In an exclusive interview with ABC, the head of INTERPOL explicitly state that countries needed to consider armed civilians as a response to terrorism. Speaking of the attack on a Kenya mall that left nearly 70 people dead, he said:
Ask yourself: If that was Denver, Col., if that was Texas, would those guys have been able to spend hours, days, shooting people randomly? What I’m saying is it makes police around the world question their views on gun control. It makes citizens question their views on gun control. You have to ask yourself, ‘Is an armed citizenry more necessary now than it was in the past with an evolving threat of terrorism?’ This is something that has to be discussed.

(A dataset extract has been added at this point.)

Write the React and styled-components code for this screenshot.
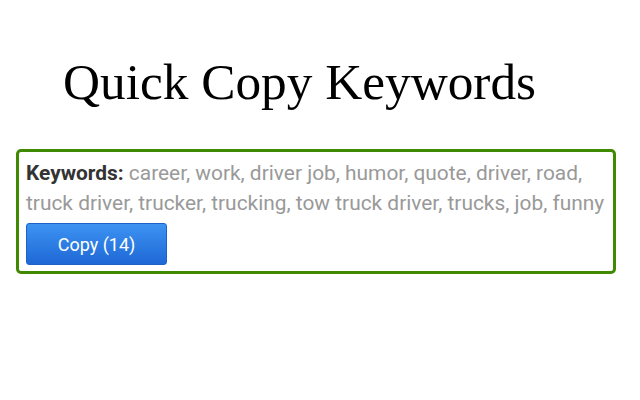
import React from 'react';
import styled, { createGlobalStyle } from 'styled-components';

const GlobalStyle = createGlobalStyle`
  body {
    margin: 0;
    background: #fff;
  }
`;

const Page = styled.div`
  padding: 50px 16px 0 16px;
`;

const Title = styled.h1`
  margin: 0 0 35px 47px;
  font-family: "Liberation Serif", "Times New Roman", serif;
  font-weight: normal;
  font-size: 51.3px;
  line-height: 64px;
  color: #000;
`;

const Box = styled.div`
  width: 600px;
  box-sizing: border-box;
  border: 3px solid #3f8a00;
  border-radius: 5px;
  padding: 6px 7px 6px 7px;
  font-family: Roboto, "Liberation Sans", sans-serif;
  font-size: 20.9px;
  line-height: 30px;
`;

const Label = styled.span`
  font-weight: bold;
  color: #333;
`;

const Words = styled.span`
  color: #999;
`;

const CopyButton = styled.button`
  display: block;
  margin-top: 5px;
  width: 141px;
  height: 42px;
  border: 1px solid #1d62c8;
  border-radius: 3px;
  background: linear-gradient(#3d93f2, #1e68d6);
  color: #fff;
  font-family: Roboto, "Liberation Sans", sans-serif;
  font-size: 18px;
  cursor: pointer;
`;

const keywords = [
  'career', 'work', 'driver job', 'humor', 'quote', 'driver', 'road',
  'truck driver', 'trucker', 'trucking', 'tow truck driver', 'trucks', 'job', 'funny',
];

export default function App() {
  return (
    <>
      <GlobalStyle />
      <Page>
        <Title>Quick Copy Keywords</Title>
        <Box>
          <Label>Keywords:</Label> <Words>{keywords.join(', ')}</Words>
          <CopyButton>Copy ({keywords.length})</CopyButton>
        </Box>
      </Page>
    </>
  );
}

This is something I’ve been interested in since early reports indicated that some of the first responders to the scene were armed civilians who assisted government forces in rescuing hostages and containing the attackers, and that’s in a country with extremely restrictive gun laws. Those who fear a firefight if ordinary citizens had weapons don’t seem to have a very strong point when the attackers are already intent on killing as many as possible, but I do think the best response is two pronged:
1. Bolster the requirements for concealed carry permits. We need more, better training. Right now, it’s a joke.
2. Lift restrictions on where civilians can carry their firearms. The basic rule ought to be this: if you’re entering a facility or area where there isn’t enough security to be confident that no one has weapons, then concealed carry ought to be permitted.
Conservative and libertarian outlets are already picking up on the story, like Townhall and Reason. One thing I’ve noticed, however, is that they tend not to mention that INTERPOL Secretary General Ronald Noble is an American. The impression that Europeans might be reconsidering their anti-gun stance appears to be premature. I’m not even sure it would do them any good without the kind of vibrant gun culture that still thrives in America.